Task requirements:
Go through each line of the records below and count those with the word "this"; give only the total.

Entries with page source code:
........

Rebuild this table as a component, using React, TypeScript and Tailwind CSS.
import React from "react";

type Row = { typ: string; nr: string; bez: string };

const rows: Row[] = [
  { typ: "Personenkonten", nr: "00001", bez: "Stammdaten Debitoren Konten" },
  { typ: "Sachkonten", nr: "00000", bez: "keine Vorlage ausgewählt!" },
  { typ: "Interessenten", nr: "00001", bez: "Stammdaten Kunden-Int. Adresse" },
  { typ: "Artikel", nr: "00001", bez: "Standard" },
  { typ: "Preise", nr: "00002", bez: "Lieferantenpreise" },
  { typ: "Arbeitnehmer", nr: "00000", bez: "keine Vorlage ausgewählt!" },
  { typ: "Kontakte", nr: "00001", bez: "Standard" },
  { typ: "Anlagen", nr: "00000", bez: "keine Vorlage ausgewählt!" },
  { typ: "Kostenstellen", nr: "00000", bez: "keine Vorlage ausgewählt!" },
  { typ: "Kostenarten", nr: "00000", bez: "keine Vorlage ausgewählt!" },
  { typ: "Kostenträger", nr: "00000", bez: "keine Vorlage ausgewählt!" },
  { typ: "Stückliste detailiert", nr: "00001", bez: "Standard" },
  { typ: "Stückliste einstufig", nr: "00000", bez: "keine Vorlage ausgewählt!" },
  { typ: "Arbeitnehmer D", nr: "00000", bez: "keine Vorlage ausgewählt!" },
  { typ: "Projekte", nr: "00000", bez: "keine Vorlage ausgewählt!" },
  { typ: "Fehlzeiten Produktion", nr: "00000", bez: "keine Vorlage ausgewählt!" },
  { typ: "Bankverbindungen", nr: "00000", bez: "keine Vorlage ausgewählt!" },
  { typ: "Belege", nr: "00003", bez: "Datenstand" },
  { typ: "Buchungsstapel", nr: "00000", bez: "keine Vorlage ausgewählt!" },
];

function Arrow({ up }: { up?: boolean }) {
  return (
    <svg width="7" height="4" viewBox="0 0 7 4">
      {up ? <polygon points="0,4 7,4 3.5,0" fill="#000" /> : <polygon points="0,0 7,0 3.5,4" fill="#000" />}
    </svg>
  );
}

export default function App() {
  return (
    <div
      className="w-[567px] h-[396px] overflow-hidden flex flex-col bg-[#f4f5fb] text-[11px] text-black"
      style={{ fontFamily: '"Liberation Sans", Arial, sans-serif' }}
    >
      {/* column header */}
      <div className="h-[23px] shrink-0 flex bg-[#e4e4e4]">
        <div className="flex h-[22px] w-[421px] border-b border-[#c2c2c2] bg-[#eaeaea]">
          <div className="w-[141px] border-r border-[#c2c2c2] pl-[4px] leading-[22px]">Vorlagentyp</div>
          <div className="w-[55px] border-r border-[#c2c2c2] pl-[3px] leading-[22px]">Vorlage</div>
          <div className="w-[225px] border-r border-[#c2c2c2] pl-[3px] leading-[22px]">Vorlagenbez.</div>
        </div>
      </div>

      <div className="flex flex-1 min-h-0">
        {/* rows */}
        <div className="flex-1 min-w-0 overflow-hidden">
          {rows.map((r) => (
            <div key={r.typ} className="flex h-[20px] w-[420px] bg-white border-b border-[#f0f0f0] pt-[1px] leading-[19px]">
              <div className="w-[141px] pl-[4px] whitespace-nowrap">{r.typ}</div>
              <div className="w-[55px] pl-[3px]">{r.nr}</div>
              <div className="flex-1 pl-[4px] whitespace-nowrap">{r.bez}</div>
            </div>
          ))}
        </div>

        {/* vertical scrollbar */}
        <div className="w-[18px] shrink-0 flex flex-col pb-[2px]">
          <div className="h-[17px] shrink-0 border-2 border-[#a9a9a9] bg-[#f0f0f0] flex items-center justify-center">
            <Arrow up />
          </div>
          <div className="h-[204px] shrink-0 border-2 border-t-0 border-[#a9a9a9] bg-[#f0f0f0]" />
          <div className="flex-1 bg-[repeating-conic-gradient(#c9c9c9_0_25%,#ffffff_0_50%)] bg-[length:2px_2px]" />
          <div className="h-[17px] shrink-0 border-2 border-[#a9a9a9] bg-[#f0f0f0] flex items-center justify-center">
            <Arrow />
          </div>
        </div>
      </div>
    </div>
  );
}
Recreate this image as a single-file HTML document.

........

Task result:
2